Австрийский император Иосиф II, в отличие от своего французского собрата, любил щегольнуть либеральной фразой. Он не упускал случая пространно и велеречиво поговорить о своем стремлении уничтожить «рабство» духа и предоставить каждому своему подданному «владение теми свободами, которые принадлежат ему от рождения».
Однако как только Иосиф II ознакомился с мятежной комедией, от его либерального прекраснодушия и показной терпимости не осталось и следа. Мигом, подобно легкой дымке предрассветного тумана, они улетучились. Австрийский император проворно расправился с «Женитьбой Фигаро» Бомарше. Он не стал отдавать категорический приказ, а ограничился лишь намеком:
— Ввиду того, что пьеса эта содержит в себе много предосудительного, я хочу быть уверенным, что цензор или совсем ее запретит, или же заставит внести в нее такие изменения, что сможет поручиться за впечатление, которое представление сей пьесы произведет.
Император хорошо знал своего цензора, цензор отлично изучил своего императора — венской драматической труппе ставить «Женитьбу Фигаро» было запрещено.
И вот на сюжет этой-то крамольной пьесы Моцарт и задумал написать оперу. Решение пришло к нему не вдруг и не случайно. До того, как приняться за комедию Бомарше, он, по его собственным словам, «просмотрел 100 — пожалуй, больше — либретто и не нашел ни одного, которым остался бы доволен».

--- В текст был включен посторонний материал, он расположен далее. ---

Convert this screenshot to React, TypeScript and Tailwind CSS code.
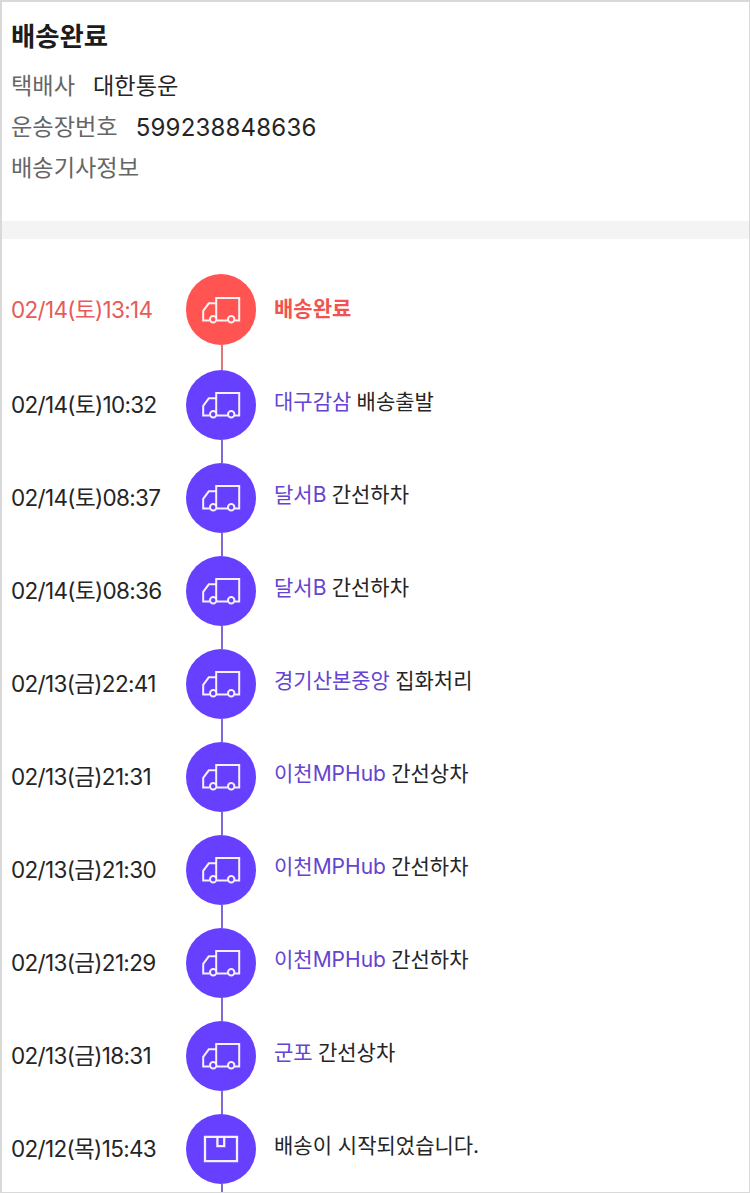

Комедия Бомарше привлекла Моцарта многим. Бурные конфликты, напружиненная, словно до отказа натянутая струна, интрига, стремительно несущееся вперед действие, напряженный сюжет, изобилующий ошеломительными по своей неожиданности поворотами, остроумными, полными комизма и занимательности ситуациями, непрерывно возрастающее драматическое напряжение, искрящееся и пенящееся веселье, острый, как тонко отточенный стилет, диалог — лучшей основы для оперного либретто нельзя было и желать.